In 1999, NAPOLI Damigou was sent as a missionary to the Konkomba tribe in the area of the town of Guerin-Kouka. At that time there were no native-born Konkomba pastors in Togo. Soon, Damigou had planted 5 churches and raised up local leaders from among the Konkomba people.
1999 was also a year of great transition as Jean Kodjo DJAGNITI, the leader chosen and trained by Tom and Joan Beak to lead the ministry in Togo, died suddenly. The death of Jean Kodjo led Tom and Joan to decide to leave the ministry in Togo in Gregg’s hands and to concentrate on the new work they had begun in Ecuador. After John Kodjo's death, it became evident that there was significant corruption and immorality among the employees of The Ministry of Jesus. Based on our belief that the ultimate goal of missions is not just getting people saved, but glorifying God, we shut down any aspect of the work that was not glorifying God.
Our Student Program began in a small way in 1999 with the construction of a room to house four high school students in our center in Dapaong. At that time, the only high schools in the region were in the major towns and it was difficult for poor village students to attend high school. Our program later grew to include housing and scholarship aid for high school and university students. In 2008, we began our annual week-long conferences, one for high school and university students and one just for university students.
In 2003, we began our program for girls threatened by forced marriage. Many of the tribes or northern Togo practice "sister exchange." If a man wants to marry a woman, his family must give a girl to the family of his bride. This girl serves as the payment of a debt. She has no choice in who she will marry. She may be the first wife of a young man, or the third wife of an old man. The program, under the direction of Madame Bidenou, (Pastor Nakpergou's wife), runs from January-May every year. The girls learn to read and write in their own tribal language and they learn skills which will make them more valuable to their families. By learning how much they are loved and valued by God, many of these girls have gained the courage to refuse forced marriages. We have seen the number of Christian weddings greatly increase in the village where there are Girls Program graduates.
GROWING THROUGH CRISES
Growth often happens through crisis and trial. In the Fall of 2006 a transforming crisis period began when our "Sector Leaders" refused to come to a training, saying that they were "on strike." For many years Gregg had been telling our key leaders that we should not be in a position where the mission was paying church leaders. We agreed to a plan where the amount of aid given to our Sector Leaders would be frozen, meaning that each leader would receive less as growth occurred. Our plan had always been that church leaders would be bi-vocational farmer/leaders. But, our leaders, looking at the full-time pastors of other denominations felt that they should be paid for their work. They did not agree that their pay should come from their churches and not from the mission.

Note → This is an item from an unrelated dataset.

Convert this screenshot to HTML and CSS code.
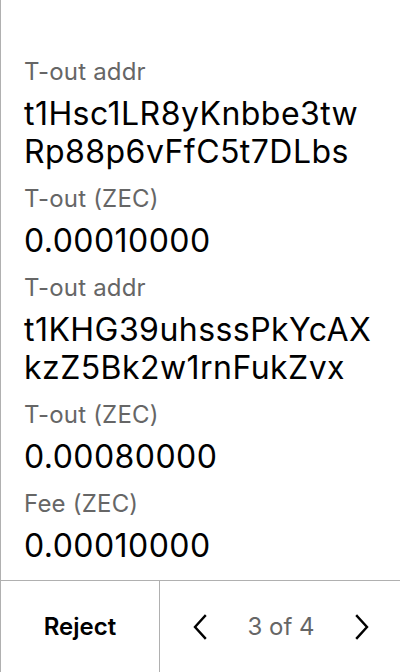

This crisis led to an official turnover of all of the work to the authority of the Togolese church and to our pulling back so that the Togolese would understand that the work truly belonged to them. We changed our base to the US, with two 3-4 week visits per year. The church has since made great strides in developing support from among the members and understanding that they are responsible to look to God and not the missionaries for their needs. There are currently no church leaders who receive a salary from The Ministry of Jesus.

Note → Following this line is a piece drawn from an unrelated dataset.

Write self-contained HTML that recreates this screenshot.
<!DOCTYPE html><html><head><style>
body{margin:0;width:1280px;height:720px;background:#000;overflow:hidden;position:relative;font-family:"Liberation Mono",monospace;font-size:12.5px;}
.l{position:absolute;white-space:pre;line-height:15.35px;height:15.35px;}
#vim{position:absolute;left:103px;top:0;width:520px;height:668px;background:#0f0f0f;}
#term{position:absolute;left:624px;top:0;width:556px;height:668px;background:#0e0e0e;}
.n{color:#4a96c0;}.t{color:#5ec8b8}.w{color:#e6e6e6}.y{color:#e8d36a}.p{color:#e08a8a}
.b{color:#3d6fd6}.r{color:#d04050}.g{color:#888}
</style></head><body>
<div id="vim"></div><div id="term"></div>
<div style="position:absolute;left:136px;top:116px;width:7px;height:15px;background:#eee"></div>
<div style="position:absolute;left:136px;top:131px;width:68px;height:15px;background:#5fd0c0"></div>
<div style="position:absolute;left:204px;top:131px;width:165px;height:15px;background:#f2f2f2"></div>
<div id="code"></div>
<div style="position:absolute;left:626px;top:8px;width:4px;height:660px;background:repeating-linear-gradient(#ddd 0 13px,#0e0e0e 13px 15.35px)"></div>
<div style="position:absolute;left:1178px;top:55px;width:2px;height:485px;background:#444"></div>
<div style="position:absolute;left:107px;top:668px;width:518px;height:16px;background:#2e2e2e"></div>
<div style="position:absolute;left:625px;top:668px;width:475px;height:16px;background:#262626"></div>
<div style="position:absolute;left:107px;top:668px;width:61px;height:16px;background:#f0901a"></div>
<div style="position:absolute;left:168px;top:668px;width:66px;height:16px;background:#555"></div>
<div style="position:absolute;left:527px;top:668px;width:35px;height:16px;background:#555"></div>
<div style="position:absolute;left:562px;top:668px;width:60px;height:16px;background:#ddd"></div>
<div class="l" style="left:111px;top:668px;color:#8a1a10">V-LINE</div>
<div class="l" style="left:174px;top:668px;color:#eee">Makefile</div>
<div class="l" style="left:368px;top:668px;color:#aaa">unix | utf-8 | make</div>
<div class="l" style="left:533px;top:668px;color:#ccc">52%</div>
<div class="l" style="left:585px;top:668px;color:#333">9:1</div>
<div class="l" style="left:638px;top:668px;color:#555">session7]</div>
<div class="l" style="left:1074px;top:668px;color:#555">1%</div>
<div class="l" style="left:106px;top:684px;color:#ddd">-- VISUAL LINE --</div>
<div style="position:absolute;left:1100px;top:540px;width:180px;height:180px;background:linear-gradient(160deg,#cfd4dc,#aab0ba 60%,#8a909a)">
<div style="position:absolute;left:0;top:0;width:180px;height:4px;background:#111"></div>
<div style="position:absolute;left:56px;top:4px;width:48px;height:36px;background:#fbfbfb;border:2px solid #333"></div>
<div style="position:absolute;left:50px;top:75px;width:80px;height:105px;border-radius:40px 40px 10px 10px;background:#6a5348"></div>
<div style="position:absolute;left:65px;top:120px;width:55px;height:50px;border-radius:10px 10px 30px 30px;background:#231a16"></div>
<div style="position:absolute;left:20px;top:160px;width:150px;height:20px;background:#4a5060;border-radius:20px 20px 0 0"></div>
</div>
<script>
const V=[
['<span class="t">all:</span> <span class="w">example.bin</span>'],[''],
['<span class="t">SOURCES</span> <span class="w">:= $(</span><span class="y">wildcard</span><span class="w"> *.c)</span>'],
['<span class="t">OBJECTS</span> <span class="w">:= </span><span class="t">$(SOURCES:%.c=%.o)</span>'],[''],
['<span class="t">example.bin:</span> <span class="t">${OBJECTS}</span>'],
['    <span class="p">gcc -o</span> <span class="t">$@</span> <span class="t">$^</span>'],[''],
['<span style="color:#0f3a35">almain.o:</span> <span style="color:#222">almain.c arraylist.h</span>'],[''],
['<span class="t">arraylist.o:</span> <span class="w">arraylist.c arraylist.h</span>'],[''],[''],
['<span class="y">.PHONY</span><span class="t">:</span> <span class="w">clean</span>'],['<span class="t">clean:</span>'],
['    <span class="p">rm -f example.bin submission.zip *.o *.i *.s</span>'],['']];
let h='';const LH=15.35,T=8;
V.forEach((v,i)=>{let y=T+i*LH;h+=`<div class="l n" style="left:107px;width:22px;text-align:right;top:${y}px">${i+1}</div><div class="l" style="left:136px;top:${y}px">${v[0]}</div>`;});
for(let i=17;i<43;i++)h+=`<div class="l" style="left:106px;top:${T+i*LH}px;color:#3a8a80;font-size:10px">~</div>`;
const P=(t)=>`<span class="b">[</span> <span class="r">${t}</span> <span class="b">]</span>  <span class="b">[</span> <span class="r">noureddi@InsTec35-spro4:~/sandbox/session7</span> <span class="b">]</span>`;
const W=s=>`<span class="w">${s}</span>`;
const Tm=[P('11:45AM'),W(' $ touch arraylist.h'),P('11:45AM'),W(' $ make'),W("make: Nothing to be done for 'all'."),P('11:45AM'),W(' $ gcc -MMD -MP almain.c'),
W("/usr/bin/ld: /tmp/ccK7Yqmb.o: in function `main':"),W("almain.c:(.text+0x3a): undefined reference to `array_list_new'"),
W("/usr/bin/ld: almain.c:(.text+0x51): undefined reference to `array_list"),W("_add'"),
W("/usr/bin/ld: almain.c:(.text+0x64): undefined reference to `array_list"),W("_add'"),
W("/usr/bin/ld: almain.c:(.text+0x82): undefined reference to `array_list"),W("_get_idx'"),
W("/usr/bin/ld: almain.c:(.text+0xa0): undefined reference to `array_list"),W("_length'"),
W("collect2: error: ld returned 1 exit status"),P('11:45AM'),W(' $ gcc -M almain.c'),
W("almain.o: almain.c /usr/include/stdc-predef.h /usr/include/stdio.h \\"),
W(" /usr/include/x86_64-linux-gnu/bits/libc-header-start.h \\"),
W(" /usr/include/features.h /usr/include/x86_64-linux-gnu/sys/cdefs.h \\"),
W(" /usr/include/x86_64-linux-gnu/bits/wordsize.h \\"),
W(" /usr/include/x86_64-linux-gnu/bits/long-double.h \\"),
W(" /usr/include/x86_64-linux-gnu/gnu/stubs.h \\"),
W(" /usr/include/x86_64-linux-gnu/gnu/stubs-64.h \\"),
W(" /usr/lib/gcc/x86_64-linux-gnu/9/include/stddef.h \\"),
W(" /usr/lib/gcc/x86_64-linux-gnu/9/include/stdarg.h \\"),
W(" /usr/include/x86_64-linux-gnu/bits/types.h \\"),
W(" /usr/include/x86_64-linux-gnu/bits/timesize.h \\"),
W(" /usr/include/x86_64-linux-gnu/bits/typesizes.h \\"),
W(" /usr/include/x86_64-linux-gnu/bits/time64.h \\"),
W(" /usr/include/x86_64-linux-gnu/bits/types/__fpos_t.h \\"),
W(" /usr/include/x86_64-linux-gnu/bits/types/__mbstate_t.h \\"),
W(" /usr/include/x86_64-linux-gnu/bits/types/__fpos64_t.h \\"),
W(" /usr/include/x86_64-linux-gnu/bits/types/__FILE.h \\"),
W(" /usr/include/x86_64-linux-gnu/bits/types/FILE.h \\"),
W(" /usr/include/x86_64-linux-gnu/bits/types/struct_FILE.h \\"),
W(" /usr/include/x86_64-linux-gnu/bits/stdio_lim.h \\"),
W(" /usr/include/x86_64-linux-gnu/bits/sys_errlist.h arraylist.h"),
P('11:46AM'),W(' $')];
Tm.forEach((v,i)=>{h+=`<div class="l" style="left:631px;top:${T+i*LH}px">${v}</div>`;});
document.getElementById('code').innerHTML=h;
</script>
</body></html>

SUSTAINABILITY THROUGH A NEW GENERATION
Observing that the Togolese church would never be able to sustain a nationwide structure with a base of only village churches, we began to concentrate on developing our student program. In 2009, we purchased an unfinished house in the capital, Lome, near the university. The purpose of the Student Center was to provide a place where young men and women from our village churches could live in Christian community and develop their leadership skills while attending the university. In 2011, we purchase land in Kara, Togo's second largest city, to develop a second Student Center. In 2012 we received permission from our partner church, Ministère International de Jesus, to move to the Kara Student Center and develop a program to train university students to be church leaders. We now work in Kara, working in partnership with Pastor KOMBATE Nagbandjoa and his wife, Claire, to train students to be church leaders and church planters.

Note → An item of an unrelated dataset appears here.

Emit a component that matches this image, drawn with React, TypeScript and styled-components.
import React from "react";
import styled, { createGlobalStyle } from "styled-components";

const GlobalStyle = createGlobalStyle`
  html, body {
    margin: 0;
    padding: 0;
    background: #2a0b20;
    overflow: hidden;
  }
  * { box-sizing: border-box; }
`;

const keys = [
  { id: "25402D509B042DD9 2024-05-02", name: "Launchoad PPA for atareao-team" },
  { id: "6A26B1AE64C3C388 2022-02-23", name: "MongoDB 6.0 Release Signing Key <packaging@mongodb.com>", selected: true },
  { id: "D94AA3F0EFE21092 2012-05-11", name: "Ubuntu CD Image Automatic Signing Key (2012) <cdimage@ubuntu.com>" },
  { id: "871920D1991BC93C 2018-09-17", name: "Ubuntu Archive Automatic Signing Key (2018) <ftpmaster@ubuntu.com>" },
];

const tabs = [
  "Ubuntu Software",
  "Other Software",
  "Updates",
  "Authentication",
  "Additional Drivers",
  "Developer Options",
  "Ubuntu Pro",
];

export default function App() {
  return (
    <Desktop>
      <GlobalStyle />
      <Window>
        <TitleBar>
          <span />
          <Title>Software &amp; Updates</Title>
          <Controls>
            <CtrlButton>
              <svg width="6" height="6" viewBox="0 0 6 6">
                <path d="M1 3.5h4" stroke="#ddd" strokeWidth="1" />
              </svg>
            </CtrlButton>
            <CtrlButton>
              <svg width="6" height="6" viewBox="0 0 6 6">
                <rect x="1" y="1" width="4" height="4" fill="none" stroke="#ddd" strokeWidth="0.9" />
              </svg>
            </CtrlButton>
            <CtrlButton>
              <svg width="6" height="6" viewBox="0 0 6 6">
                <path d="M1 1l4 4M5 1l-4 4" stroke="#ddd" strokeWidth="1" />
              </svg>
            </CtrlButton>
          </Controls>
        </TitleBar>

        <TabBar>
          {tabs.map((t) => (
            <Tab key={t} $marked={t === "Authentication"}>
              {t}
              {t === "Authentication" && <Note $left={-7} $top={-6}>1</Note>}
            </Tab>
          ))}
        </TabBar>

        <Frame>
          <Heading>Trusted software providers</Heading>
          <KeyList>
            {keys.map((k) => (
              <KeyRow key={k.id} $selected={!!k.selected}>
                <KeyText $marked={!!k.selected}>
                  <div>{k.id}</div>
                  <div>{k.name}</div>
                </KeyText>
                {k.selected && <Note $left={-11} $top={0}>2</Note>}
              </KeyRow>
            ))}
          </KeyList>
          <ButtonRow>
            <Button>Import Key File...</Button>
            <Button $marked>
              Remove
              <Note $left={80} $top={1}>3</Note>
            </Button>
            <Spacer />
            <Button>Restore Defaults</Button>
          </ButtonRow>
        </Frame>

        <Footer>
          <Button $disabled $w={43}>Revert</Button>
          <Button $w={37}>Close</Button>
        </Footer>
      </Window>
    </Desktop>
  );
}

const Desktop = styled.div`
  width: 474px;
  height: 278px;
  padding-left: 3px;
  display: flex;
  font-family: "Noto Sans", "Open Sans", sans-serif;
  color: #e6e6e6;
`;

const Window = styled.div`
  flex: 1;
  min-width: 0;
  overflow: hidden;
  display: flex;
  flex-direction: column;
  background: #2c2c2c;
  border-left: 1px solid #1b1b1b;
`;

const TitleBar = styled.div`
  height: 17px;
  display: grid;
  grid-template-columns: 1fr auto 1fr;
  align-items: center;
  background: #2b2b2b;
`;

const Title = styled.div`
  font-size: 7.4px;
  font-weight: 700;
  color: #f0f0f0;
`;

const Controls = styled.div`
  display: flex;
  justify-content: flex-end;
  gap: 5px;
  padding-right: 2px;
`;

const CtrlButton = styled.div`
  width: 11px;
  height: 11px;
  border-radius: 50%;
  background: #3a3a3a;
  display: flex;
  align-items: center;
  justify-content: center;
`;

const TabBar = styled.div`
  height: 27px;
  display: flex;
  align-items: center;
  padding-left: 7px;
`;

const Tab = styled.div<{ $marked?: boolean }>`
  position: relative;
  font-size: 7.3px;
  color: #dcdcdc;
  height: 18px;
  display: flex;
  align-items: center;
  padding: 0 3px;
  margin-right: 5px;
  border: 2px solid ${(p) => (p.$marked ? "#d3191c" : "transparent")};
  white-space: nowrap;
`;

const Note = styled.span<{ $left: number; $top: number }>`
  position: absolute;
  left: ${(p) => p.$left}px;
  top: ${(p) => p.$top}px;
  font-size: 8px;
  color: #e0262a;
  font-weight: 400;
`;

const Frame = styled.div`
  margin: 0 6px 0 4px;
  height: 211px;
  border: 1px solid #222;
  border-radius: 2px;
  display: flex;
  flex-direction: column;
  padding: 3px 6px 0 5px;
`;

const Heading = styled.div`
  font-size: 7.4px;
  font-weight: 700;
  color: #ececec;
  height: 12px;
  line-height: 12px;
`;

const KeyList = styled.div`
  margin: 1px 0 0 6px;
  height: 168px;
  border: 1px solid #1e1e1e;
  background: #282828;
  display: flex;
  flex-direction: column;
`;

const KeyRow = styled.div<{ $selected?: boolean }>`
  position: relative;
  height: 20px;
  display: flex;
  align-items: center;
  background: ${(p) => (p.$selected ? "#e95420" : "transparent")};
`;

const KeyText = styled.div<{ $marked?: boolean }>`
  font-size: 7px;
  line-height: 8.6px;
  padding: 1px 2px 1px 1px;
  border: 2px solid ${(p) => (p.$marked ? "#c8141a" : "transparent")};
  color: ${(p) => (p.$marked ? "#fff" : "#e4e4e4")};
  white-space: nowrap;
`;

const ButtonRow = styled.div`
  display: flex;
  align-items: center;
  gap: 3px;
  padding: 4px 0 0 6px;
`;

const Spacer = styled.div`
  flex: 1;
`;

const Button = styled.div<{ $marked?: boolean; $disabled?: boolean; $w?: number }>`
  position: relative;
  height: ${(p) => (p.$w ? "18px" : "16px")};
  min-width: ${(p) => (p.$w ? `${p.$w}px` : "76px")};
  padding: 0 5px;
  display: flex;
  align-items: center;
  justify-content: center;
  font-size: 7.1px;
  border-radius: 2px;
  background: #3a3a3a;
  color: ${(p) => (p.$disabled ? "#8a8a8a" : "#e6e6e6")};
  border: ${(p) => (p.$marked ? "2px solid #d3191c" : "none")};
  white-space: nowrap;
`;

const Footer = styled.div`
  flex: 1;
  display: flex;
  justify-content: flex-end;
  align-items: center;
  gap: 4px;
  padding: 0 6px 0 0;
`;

AND CONTINUING TO NEW GENERATIONS
Helping African churches develop children's ministries has become an important part of our work. During our early years in Togo, all our work was in the villages and The Ministry of Jesus had no work in our town of Dapaong, or in any other town where there was an existing church. Jayne was burdened for the many children who came to our center just to look at our family. In 1996, she began a Wednesday afternoon Bible Club for children in our neighborhood. Soon the Bible Club was attracting children from miles away. The numbers gradually increased to over 200 children per week. When Sena and Jane Ounate-Lare came to plant a church for our partner church, Ministère International de Jésus, in 2004, Jayne began to computerize her lessons and train other leaders to run the program in the Dapaong church. This has led to a curriculum with over 50 Old Testament and over 50 New Testament lessons. The lessons use Bible stories transformed into the form of skits. Each lesson has a review of the previous week's lesson, an introduction, a skit, review lessons for the skit, an application, a memory verse, and a coloring page. Our daughter, Angela, is working on producing coloring pages with African images. Jayne has trained children's leaders, not only for Ministère International de Jésus, but for many other denominations. We have translated all of the Old Testament and half of the New Testament lessons into English for use by the Calvary Chapel Training Centre in Ghana.